== EXTRACTED INFORMATION ==

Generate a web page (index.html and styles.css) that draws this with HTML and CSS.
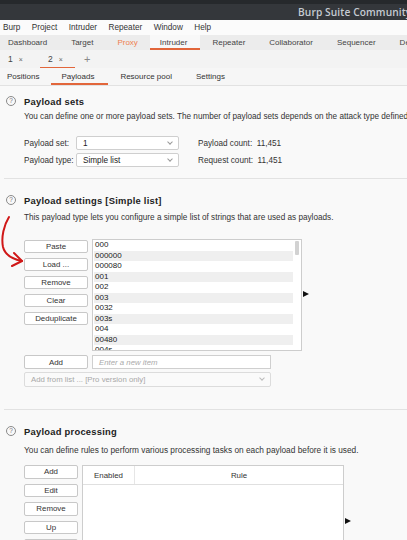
FILE: index.html
```html
<!DOCTYPE html>
<html>
<head>
<meta charset="utf-8">
<link rel="stylesheet" href="styles.css">
</head>
<body>
<div class="app">
  <div class="titlebar">
    <div class="titlestrip"></div>
    <div class="titlemain"><span class="apptitle">Burp Suite Community Edition</span></div>
  </div>
  <div class="menubar">
    <span class="menu m-burp">Burp</span>
    <span class="menu">Project</span>
    <span class="menu">Intruder</span>
    <span class="menu">Repeater</span>
    <span class="menu">Window</span>
    <span class="menu">Help</span>
  </div>
  <div class="tabs">
    <span class="tab first">Dashboard</span>
    <span class="tab">Target</span>
    <span class="tab proxy">Proxy</span>
    <span class="tab active">Intruder</span>
    <span class="tab">Repeater</span>
    <span class="tab">Collaborator</span>
    <span class="tab">Sequencer</span>
    <span class="tab">Decoder</span>
  </div>
  <div class="subtabs">
    <span class="stab">1<span class="x">×</span></span>
    <span class="stab active">2<span class="x">×</span></span>
    <span class="plus">+</span>
  </div>
  <div class="ptabs">
    <span class="ptab first">Positions</span>
    <span class="ptab active">Payloads</span>
    <span class="ptab">Resource pool</span>
    <span class="ptab">Settings</span>
  </div>

  <div class="content">
    <svg class="annot" width="30" height="60" viewBox="0 0 30 60">
      <path d="M9 2 C 4 10, 1 22, 3 32 C 5 40, 12 44, 22 46" fill="none" stroke="#d01818" stroke-width="2" stroke-linecap="round"/>
      <path d="M14 38 L22 46 L12 51" fill="none" stroke="#d01818" stroke-width="2" stroke-linecap="round" stroke-linejoin="round"/>
    </svg>

    <section class="sec sec1">
      <div class="head"><span class="help">?</span><span class="htitle">Payload sets</span></div>
      <p class="desc d1">You can define one or more payload sets. The number of payload sets depends on the attack type defined in the Positions tab.</p>
      <div class="form">
        <div class="frow">
          <span class="flabel">Payload set:</span>
          <div class="select"><span>1</span><span class="chev"></span></div>
          <span class="count">Payload count:&nbsp; 11,451</span>
        </div>
        <div class="frow">
          <span class="flabel">Payload type:</span>
          <div class="select"><span>Simple list</span><span class="chev"></span></div>
          <span class="count">Request count:&nbsp; 11,451</span>
        </div>
      </div>
    </section>
    <div class="sep s1"></div>

    <section class="sec sec2">
      <div class="head"><span class="help">?</span><span class="htitle">Payload settings [Simple list]</span></div>
      <p class="desc d2">This payload type lets you configure a simple list of strings that are used as payloads.</p>
      <div class="listarea">
        <div class="btns">
          <span class="btn">Paste</span>
          <span class="btn">Load ...</span>
          <span class="btn">Remove</span>
          <span class="btn">Clear</span>
          <span class="btn">Deduplicate</span>
        </div>
        <div class="listbox">
          <div class="rows">
            <div class="row">000</div>
            <div class="row">000000</div>
            <div class="row">000080</div>
            <div class="row">001</div>
            <div class="row">002</div>
            <div class="row">003</div>
            <div class="row">0032</div>
            <div class="row">003s</div>
            <div class="row">004</div>
            <div class="row">00480</div>
            <div class="row">004s</div>
          </div>
          <div class="scroll"><div class="thumb"></div></div>
        </div>
        <span class="tri t1"></span>
      </div>
      <div class="addrow">
        <span class="btn">Add</span>
        <div class="input">Enter a new item</div>
      </div>
      <div class="select wide disabled"><span>Add from list ... [Pro version only]</span><span class="chev"></span></div>
    </section>
    <div class="sep s2"></div>

    <section class="sec sec3">
      <div class="head"><span class="help">?</span><span class="htitle">Payload processing</span></div>
      <p class="desc d3">You can define rules to perform various processing tasks on each payload before it is used.</p>
      <div class="listarea la3">
        <div class="btns b3">
          <span class="btn">Add</span>
          <span class="btn">Edit</span>
          <span class="btn">Remove</span>
          <span class="btn">Up</span>
          <span class="btn">Down</span>
        </div>
        <div class="table">
          <div class="thead"><span class="th en">Enabled</span><span class="th rule">Rule</span></div>
        </div>
        <span class="tri t3"></span>
      </div>
    </section>
  </div>
</div>
</body>
</html>
```

FILE: styles.css
```css
* { box-sizing: border-box; }
html, body { margin: 0; padding: 0; }
body {
  width: 407px;
  height: 540px;
  overflow: hidden;
  background: #f9f9f9;
  font-family: "Liberation Sans", Arial, sans-serif;
  color: #2a2a2a;
  white-space: nowrap;
}
.app { width: 407px; height: 540px; overflow: hidden; position: relative; }

.titlebar { height: 20px; background: #34373b; }
.titlestrip { height: 4px; background: #26292c; }
.titlemain { height: 16px; padding-left: 298px; display: flex; align-items: center; overflow: hidden; }
.apptitle { font-family: "Open Sans", sans-serif; font-weight: 600; font-size: 10.2px; color: #c5cbd2; letter-spacing: 0.1px; }

.menubar { height: 15px; background: #fbfbfb; display: flex; align-items: center; font-size: 8.2px; color: #333; padding-left: 3px; }
.menu { margin-right: 11.5px; }

.tabs { height: 15px; background: #ececec; display: flex; align-items: stretch; font-size: 8px; color: #444; }
.tab { padding: 0 12px; display: flex; align-items: center; }
.tab.first { padding-left: 8px; }
.tab.proxy { color: #ef8150; }
.tab.active { background: #f8f8f8; border-bottom: 2px solid #e2663b; padding: 2px 13px 0 10px; }

.subtabs { height: 18px; background: #f3f3f3; display: flex; align-items: stretch; font-size: 8.5px; color: #444; }
.stab { display: flex; align-items: center; padding: 0 8px 0 8px; width: 40px; }
.stab .x { font-size: 7px; color: #666; margin-left: 6px; }
.stab.active { width: 35px; border-bottom: 1.5px solid #e2663b; padding-top: 1px; }
.plus { display: flex; align-items: center; color: #888; font-size: 11px; margin-left: 9px; }

.ptabs { height: 18px; background: #f6f6f6; display: flex; align-items: stretch; font-size: 8px; color: #333; border-bottom: 1px solid #e2e2e2; }
.ptab { padding: 0 12px; display: flex; align-items: center; }
.ptab.first { padding-left: 7px; }
.ptab.active { border-bottom: 2px solid #e2663b; padding: 2px 14px 0 10px; }

.content { position: relative; }
.annot { position: absolute; left: 0; top: 129px; }

.sec { padding-left: 0; }
.head { display: flex; align-items: center; height: 14px; padding-left: 6px; }
.help { width: 10px; height: 10px; border: 1px solid #8a8a8a; border-radius: 50%; font-size: 6.5px; color: #777; display: flex; align-items: center; justify-content: center; line-height: 1; }
.htitle { margin-left: 8px; font-weight: bold; font-size: 9.4px; color: #222; letter-spacing: 0.25px; }
.desc { margin: 0; padding-left: 24px; font-size: 8.2px; line-height: 10px; color: #333; }
.d3 { font-size: 8.3px; }

.sec1 { padding-top: 8px; }
.d1 { margin-top: 4px; }
.form { margin-top: 14px; padding-left: 24px; display: flex; flex-direction: column; gap: 3px; }
.frow { display: flex; align-items: center; height: 14px; font-size: 8.2px; color: #333; }
.flabel { width: 52px; }
.select { width: 103px; height: 14px; background: #fff; border: 1px solid #cfcfcf; border-radius: 2px; display: flex; align-items: center; justify-content: space-between; padding: 0 5px 0 6px; font-size: 8.2px; color: #222; }
.chev { width: 4px; height: 4px; border-right: 1px solid #999; border-bottom: 1px solid #999; transform: rotate(45deg); margin-top: -3px; margin-right: 1px; }
.count { margin-left: 19px; }

.sep { height: 1px; background: #e2e2e2; margin-left: 4px; }
.s1 { margin-top: 11px; }
.s2 { margin-top: 22px; }

.sec2 { padding-top: 14px; }
.d2 { margin-top: 6px; }
.listarea { margin-top: 16px; padding-left: 24px; display: flex; align-items: flex-start; position: relative; }
.btns { width: 64px; display: flex; flex-direction: column; gap: 5px; padding-top: 1px; }
.btn { height: 13px; background: #fff; border: 1px solid #c8c8c8; border-radius: 2px; display: flex; align-items: center; justify-content: center; font-size: 7.9px; color: #333; }
.listbox { margin-left: 4px; width: 210px; height: 112px; background: #fff; border: 1px solid #cdcdcd; display: flex; overflow: hidden; }
.rows { flex: 1; padding: 0 0 0 1px; overflow: hidden; }
.row { height: 10.5px; line-height: 10.5px; font-size: 8px; padding-left: 1px; color: #222; }
.row:nth-child(even) { background: #efefef; }
.scroll { width: 8px; padding: 1px 2px; }
.thumb { width: 4px; height: 14px; background: #d2d2d2; border-radius: 1px; }
.tri { width: 0; height: 0; border-left: 6px solid #111; border-top: 3.5px solid transparent; border-bottom: 3.5px solid transparent; margin-left: 1px; }
.t1 { margin-top: 52px; }

.addrow { margin-top: 4px; padding-left: 24px; display: flex; align-items: center; gap: 4px; }
.addrow .btn { width: 64px; height: 14px; }
.input { width: 179px; height: 14px; background: #fff; border: 1px solid #cfcfcf; font-size: 7.8px; font-style: italic; color: #aaa; padding-left: 6px; display: flex; align-items: center; }
.select.wide { margin-top: 3px; margin-left: 24px; width: 247px; height: 15px; font-size: 7.8px; }
.select.disabled { background: #fafafa; border-color: #dcdcdc; color: #a8a8a8; }
.select.disabled .chev { border-color: #bbb; }

.sec3 { padding-top: 14px; }
.d3 { margin-top: 7px; }
.la3 { margin-top: 10px; }
.b3 { width: 54px; padding-top: 0; }
.b3 .btn { height: 13.5px; }
.table { margin-left: 4px; width: 262px; height: 100px; background: #fff; border: 1px solid #cdcdcd; }
.thead { display: flex; height: 19px; border-bottom: 1px solid #e0e0e0; font-size: 7.9px; color: #333; }
.th { display: flex; align-items: center; }
.th.en { width: 52px; padding-left: 11px; border-right: 1px solid #e6e6e6; }
.th.rule { flex: 1; justify-content: center; }
.t3 { margin-top: 53px; }
```
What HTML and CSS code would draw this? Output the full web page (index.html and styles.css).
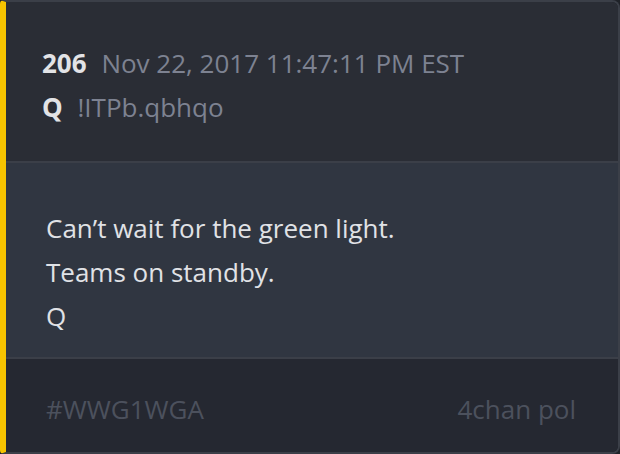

===

## PROBLEM
Which lines of the data include "styles"? Copy each of them.

## OUTPUT FOR THIS EXERCISE
Generate a web page (index.html and styles.css) that draws this with HTML and CSS.
<link rel="stylesheet" href="styles.css">
FILE: styles.css
What HTML and CSS code would draw this? Output the full web page (index.html and styles.css).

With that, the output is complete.